The situation has worsened over the years. Preeti (name changed) lost her father in the Jalalabad attack in 2018. “My mother refuses to let me even say Jalalabad out loud,” says Preeti. “She is so scared.”
The story of discrimination is not uncommon. Attacked several times himself, Kumar claimed that approaching the police did not help. “My sisters could never go out,” he says. “We could not even go out to cremate the dead.” All last rites happened under the cover of darkness at the gurdwara.
The Survey of Afghan Hindus and Sikhs, conducted by Porsesh Research and Studies Organisation between September 2018 and February 2019, corroborates his story. “Even now, they encounter hatred and are still unable to cremate their dead according to their traditions as most of the cremation sites are captured by warlords, and people living in the neighboring areas prevent them by means such as throwing rocks,” said the report. It also found that close to 97 per cent of Hindu and Sikh respondents fear for their safety and their families’ safety.
“Sikhs in Afghanistan are Afghans and they have equal protection of local law,” says Amar Sinha, former ambassador to Afghanistan. “While they were harassed and stigmatised during the Taliban regime, the democratic governments of Afghanistan have made sure that they feel at home. Some social prejudices persist though. Sikhs, like other minorities, and countless other hapless Afghans, are all easy targets for the terrorists, who seek cheap publicity through such acts.”

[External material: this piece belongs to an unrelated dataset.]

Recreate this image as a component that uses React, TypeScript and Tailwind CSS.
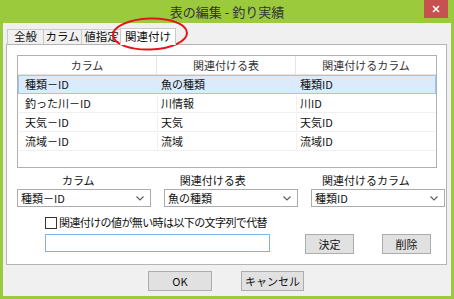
import { useState } from 'react';

const FONT = { fontFamily: '"Noto Sans CJK JP", "Noto Sans", sans-serif' };

const rows = [
  ['種類－ID', '魚の種類', '種類ID'],
  ['釣った川－ID', '川情報', '川ID'],
  ['天気－ID', '天気', '天気ID'],
  ['流域－ID', '流域', '流域ID'],
];

const tabs = ['全般', 'カラム', '値指定'];

function Chevron() {
  return (
    <svg width="8" height="5" viewBox="0 0 8 5" className="shrink-0">
      <polyline points="0.5,0.5 4,4 7.5,0.5" fill="none" stroke="#606060" strokeWidth="1.2" />
    </svg>
  );
}

function Select({ value }: { value: string }) {
  return (
    <div className="w-[134px] h-[18px] bg-white border border-[#acacac] flex items-center justify-between pl-[3px] pr-[6px]">
      <span className="leading-none">{value}</span>
      <Chevron />
    </div>
  );
}

function Button({ label, w }: { label: string; w: string }) {
  return (
    <div className={`${w} h-[20px] bg-[#e1e1e1] border border-[#adadad] flex items-center justify-center leading-none`}>
      {label}
    </div>
  );
}

export default function App() {
  const [checked, setChecked] = useState(false);

  return (
    <div className="w-[454px] h-[299px] bg-[#9bcb3c] flex flex-col text-[11px] text-[#111] relative" style={FONT}>
      {/* title bar */}
      <div className="h-[23px] relative flex items-center justify-center">
        <span className="text-[13px] text-[#333] leading-none">表の編集 - 釣り実績</span>
        <div className="absolute top-0 right-[6px] w-[24px] h-[18px] bg-[#c75050] flex items-center justify-center">
          <svg width="8" height="8" viewBox="0 0 8 8">
            <path d="M1 1 L7 7 M7 1 L1 7" stroke="#fff" strokeWidth="1.6" />
          </svg>
        </div>
      </div>

      {/* client area */}
      <div className="flex-1 mx-[3px] mb-[3px] bg-[#f0f0f0] flex flex-col pt-[4px]">
        {/* tabs */}
        <div className="h-[17px] flex items-end pl-[4px]">
          {tabs.map((t, i) => (
            <div
              key={t}
              className={`h-[15px] bg-[#f0f0f0] border border-b-0 border-[#c9c9c9] flex items-center justify-center leading-none text-[11.5px] ${
                i === 0 ? 'w-[37px]' : i === 1 ? 'w-[39px] -ml-px' : 'w-[41px] -ml-px'
              }`}
            >
              {t}
            </div>
          ))}
          <div className="relative z-10 -ml-[2px] w-[56px] h-[17px] bg-white border border-b-0 border-[#c9c9c9] flex items-center justify-center leading-none text-[11.5px] mb-[-1px] pb-px">
            関連付け
          </div>
        </div>

        {/* panel */}
        <div className="ml-[3px] w-[441px] h-[221px] bg-white border border-[#b4b4b4] flex flex-col pl-[10px] pt-[10px]">
          {/* list view */}
          <div className="w-[420px] h-[113px] border border-[#b0b0b0] flex flex-col">
            <div className="h-[19px] grid grid-cols-[139px_139px_140px] border-b border-[#e5e5e5] text-[#333]">
              <div className="flex items-center justify-center border-r border-[#e5e5e5]">カラム</div>
              <div className="flex items-center justify-center border-r border-[#e5e5e5]">関連付ける表</div>
              <div className="flex items-center justify-center">関連付けるカラム</div>
            </div>
            {rows.map((r, i) => (
              <div
                key={r[0]}
                className={`h-[19px] grid grid-cols-[139px_139px_140px] border ${
                  i === 0 ? 'bg-[#dcebfc] border-[#9cc6ee]' : 'border-transparent border-b-[#f0f0f0]'
                }`}
              >
                <div className={`flex items-center pl-[6px] ${i === 0 ? '' : 'border-r border-[#f0f0f0]'}`}>{r[0]}</div>
                <div className={`flex items-center pl-[3px] ${i === 0 ? '' : 'border-r border-[#f0f0f0]'}`}>{r[1]}</div>
                <div className="flex items-center pl-[3px]">{r[2]}</div>
              </div>
            ))}
          </div>

          {/* labels */}
          <div className="flex mt-[6px] h-[13px] items-center">
            <div className="w-[124px] text-center leading-none">カラム</div>
            <div className="w-[148px] text-center leading-none">関連付ける表</div>
            <div className="w-[162px] text-center leading-none">関連付けるカラム</div>
          </div>

          {/* selects */}
          <div className="flex gap-[13px] mt-[2px]">
            <Select value="種類－ID" />
            <Select value="魚の種類" />
            <Select value="種類ID" />
          </div>

          {/* checkbox */}
          <label className="flex items-center mt-[9px] ml-[28px] h-[13px] cursor-pointer select-none">
            <input
              type="checkbox"
              checked={checked}
              onChange={(e) => setChecked(e.target.checked)}
              className="appearance-none w-[12px] h-[12px] bg-white border border-[#333] mr-[2px]"
            />
            <span className="leading-none tracking-[-0.6px]">関連付けの値が無い時は以下の文字列で代替</span>
          </label>

          {/* text input + buttons */}
          <div className="flex mt-[5px] ml-[28px] items-start">
            <div className="w-[225px] h-[18px] bg-white border border-[#7eb4ea]" />
            <div className="ml-[35px]">
              <Button label="決定" w="w-[49px]" />
            </div>
            <div className="ml-[28px]">
              <Button label="削除" w="w-[49px]" />
            </div>
          </div>
        </div>

        {/* bottom buttons */}
        <div className="flex mt-[6px] pl-[145px] gap-[29px]">
          <Button label="OK" w="w-[64px]" />
          <Button label="キャンセル" w="w-[63px]" />
        </div>
      </div>

      {/* red annotation ellipse */}
      <svg className="absolute left-0 top-0 pointer-events-none" width="454" height="299">
        <ellipse cx="150" cy="34" rx="37" ry="15.5" fill="none" stroke="#e3141a" strokeWidth="2" transform="rotate(-2 150 34)" />
      </svg>
    </div>
  );
}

However, there is still hope. There are Muslim organisations that have come forward with offers to rebuild the Har Rai Sahib Gurdwara. And, the polarisation apart, the Sikhs and Hindus have left indelible marks on the Afghan landscape. In Gardez, Amardeep Singh, who is making a documentary called Allegory—A Tapestry of Guru Nanak’s Travels, stands at the spot where a gurdwara once stood. “A man came up to me and asked me to get the Sikhs to come back to reconstruct the gurdwara, so that he could eat the langar that he once ate as a child,” says Amardeep. In his journey across lawless Afghanistan, Singh found many such remains of a pluralistic past that have now become folklore.
And then there are those who refuse to leave their homes, even if it means being killed. “What is there to be scared of, once you have lost your loved ones?” asks Preeti. “My father was martyred and he said he was born here and would die where he was born. I am not afraid.”